— WORK TO BE COMPLETED —
Your task is to restate the data word for word.

— DATASET CONTENT —
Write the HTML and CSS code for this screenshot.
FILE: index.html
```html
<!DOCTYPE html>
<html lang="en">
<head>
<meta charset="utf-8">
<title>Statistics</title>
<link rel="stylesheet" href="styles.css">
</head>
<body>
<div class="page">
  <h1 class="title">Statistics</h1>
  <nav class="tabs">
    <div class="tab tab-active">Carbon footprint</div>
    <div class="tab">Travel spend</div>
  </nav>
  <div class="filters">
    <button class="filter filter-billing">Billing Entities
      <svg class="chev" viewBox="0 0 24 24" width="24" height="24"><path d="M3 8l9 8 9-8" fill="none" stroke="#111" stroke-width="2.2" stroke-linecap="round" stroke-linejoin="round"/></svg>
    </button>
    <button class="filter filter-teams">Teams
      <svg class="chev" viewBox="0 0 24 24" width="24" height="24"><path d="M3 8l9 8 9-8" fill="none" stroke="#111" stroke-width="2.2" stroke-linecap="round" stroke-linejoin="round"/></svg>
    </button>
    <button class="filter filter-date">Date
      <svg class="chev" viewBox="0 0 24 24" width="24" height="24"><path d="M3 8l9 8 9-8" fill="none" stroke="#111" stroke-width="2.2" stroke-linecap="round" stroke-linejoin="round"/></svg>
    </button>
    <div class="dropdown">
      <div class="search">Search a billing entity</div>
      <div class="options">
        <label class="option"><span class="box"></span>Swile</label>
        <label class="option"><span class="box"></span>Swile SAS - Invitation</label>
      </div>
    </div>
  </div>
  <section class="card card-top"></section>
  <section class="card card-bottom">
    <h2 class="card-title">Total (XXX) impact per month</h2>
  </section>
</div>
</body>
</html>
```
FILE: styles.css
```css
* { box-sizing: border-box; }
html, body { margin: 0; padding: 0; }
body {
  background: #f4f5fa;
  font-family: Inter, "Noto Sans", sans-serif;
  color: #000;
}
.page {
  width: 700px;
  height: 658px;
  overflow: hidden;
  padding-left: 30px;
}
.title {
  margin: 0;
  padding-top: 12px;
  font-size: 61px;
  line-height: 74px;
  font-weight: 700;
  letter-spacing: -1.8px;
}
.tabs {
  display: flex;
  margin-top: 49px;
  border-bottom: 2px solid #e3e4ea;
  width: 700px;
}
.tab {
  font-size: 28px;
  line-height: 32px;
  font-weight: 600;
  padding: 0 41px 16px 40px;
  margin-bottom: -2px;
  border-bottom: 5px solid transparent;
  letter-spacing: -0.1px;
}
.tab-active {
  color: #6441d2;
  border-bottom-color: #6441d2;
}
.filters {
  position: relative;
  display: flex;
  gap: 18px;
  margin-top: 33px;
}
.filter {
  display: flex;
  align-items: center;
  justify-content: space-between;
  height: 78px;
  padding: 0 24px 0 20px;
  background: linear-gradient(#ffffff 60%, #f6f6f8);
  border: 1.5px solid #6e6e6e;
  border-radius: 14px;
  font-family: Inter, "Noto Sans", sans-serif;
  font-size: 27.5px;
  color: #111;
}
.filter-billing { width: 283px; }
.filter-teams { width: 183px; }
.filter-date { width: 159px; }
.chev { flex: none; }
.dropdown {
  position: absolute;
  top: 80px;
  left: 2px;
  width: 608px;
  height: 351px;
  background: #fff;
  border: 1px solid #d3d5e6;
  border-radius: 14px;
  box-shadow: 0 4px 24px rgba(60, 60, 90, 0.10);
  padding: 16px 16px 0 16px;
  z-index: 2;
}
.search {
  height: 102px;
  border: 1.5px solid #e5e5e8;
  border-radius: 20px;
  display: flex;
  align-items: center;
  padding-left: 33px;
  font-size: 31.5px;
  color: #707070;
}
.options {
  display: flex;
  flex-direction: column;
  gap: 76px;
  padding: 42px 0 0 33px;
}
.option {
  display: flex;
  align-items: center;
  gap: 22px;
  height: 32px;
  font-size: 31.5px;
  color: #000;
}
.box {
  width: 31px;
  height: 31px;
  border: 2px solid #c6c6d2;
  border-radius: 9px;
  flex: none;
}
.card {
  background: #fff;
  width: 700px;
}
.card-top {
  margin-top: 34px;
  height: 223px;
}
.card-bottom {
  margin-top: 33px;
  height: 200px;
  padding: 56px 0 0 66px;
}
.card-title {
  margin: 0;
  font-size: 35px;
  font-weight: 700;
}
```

— RESULT OF THIS EXERCISE —
Write the HTML and CSS code for this screenshot.
FILE: index.html
```html
<!DOCTYPE html>
<html lang="en">
<head>
<meta charset="utf-8">
<title>Statistics</title>
<link rel="stylesheet" href="styles.css">
</head>
<body>
<div class="page">
  <h1 class="title">Statistics</h1>
  <nav class="tabs">
    <div class="tab tab-active">Carbon footprint</div>
    <div class="tab">Travel spend</div>
  </nav>
  <div class="filters">
    <button class="filter filter-billing">Billing Entities
      <svg class="chev" viewBox="0 0 24 24" width="24" height="24"><path d="M3 8l9 8 9-8" fill="none" stroke="#111" stroke-width="2.2" stroke-linecap="round" stroke-linejoin="round"/></svg>
    </button>
    <button class="filter filter-teams">Teams
      <svg class="chev" viewBox="0 0 24 24" width="24" height="24"><path d="M3 8l9 8 9-8" fill="none" stroke="#111" stroke-width="2.2" stroke-linecap="round" stroke-linejoin="round"/></svg>
    </button>
    <button class="filter filter-date">Date
      <svg class="chev" viewBox="0 0 24 24" width="24" height="24"><path d="M3 8l9 8 9-8" fill="none" stroke="#111" stroke-width="2.2" stroke-linecap="round" stroke-linejoin="round"/></svg>
    </button>
    <div class="dropdown">
      <div class="search">Search a billing entity</div>
      <div class="options">
        <label class="option"><span class="box"></span>Swile</label>
        <label class="option"><span class="box"></span>Swile SAS - Invitation</label>
      </div>
    </div>
  </div>
  <section class="card card-top"></section>
  <section class="card card-bottom">
    <h2 class="card-title">Total (XXX) impact per month</h2>
  </section>
</div>
</body>
</html>
```
FILE: styles.css
```css
* { box-sizing: border-box; }
html, body { margin: 0; padding: 0; }
body {
  background: #f4f5fa;
  font-family: Inter, "Noto Sans", sans-serif;
  color: #000;
}
.page {
  width: 700px;
  height: 658px;
  overflow: hidden;
  padding-left: 30px;
}
.title {
  margin: 0;
  padding-top: 12px;
  font-size: 61px;
  line-height: 74px;
  font-weight: 700;
  letter-spacing: -1.8px;
}
.tabs {
  display: flex;
  margin-top: 49px;
  border-bottom: 2px solid #e3e4ea;
  width: 700px;
}
.tab {
  font-size: 28px;
  line-height: 32px;
  font-weight: 600;
  padding: 0 41px 16px 40px;
  margin-bottom: -2px;
  border-bottom: 5px solid transparent;
  letter-spacing: -0.1px;
}
.tab-active {
  color: #6441d2;
  border-bottom-color: #6441d2;
}
.filters {
  position: relative;
  display: flex;
  gap: 18px;
  margin-top: 33px;
}
.filter {
  display: flex;
  align-items: center;
  justify-content: space-between;
  height: 78px;
  padding: 0 24px 0 20px;
  background: linear-gradient(#ffffff 60%, #f6f6f8);
  border: 1.5px solid #6e6e6e;
  border-radius: 14px;
  font-family: Inter, "Noto Sans", sans-serif;
  font-size: 27.5px;
  color: #111;
}
.filter-billing { width: 283px; }
.filter-teams { width: 183px; }
.filter-date { width: 159px; }
.chev { flex: none; }
.dropdown {
  position: absolute;
  top: 80px;
  left: 2px;
  width: 608px;
  height: 351px;
  background: #fff;
  border: 1px solid #d3d5e6;
  border-radius: 14px;
  box-shadow: 0 4px 24px rgba(60, 60, 90, 0.10);
  padding: 16px 16px 0 16px;
  z-index: 2;
}
.search {
  height: 102px;
  border: 1.5px solid #e5e5e8;
  border-radius: 20px;
  display: flex;
  align-items: center;
  padding-left: 33px;
  font-size: 31.5px;
  color: #707070;
}
.options {
  display: flex;
  flex-direction: column;
  gap: 76px;
  padding: 42px 0 0 33px;
}
.option {
  display: flex;
  align-items: center;
  gap: 22px;
  height: 32px;
  font-size: 31.5px;
  color: #000;
}
.box {
  width: 31px;
  height: 31px;
  border: 2px solid #c6c6d2;
  border-radius: 9px;
  flex: none;
}
.card {
  background: #fff;
  width: 700px;
}
.card-top {
  margin-top: 34px;
  height: 223px;
}
.card-bottom {
  margin-top: 33px;
  height: 200px;
  padding: 56px 0 0 66px;
}
.card-title {
  margin: 0;
  font-size: 35px;
  font-weight: 700;
}
```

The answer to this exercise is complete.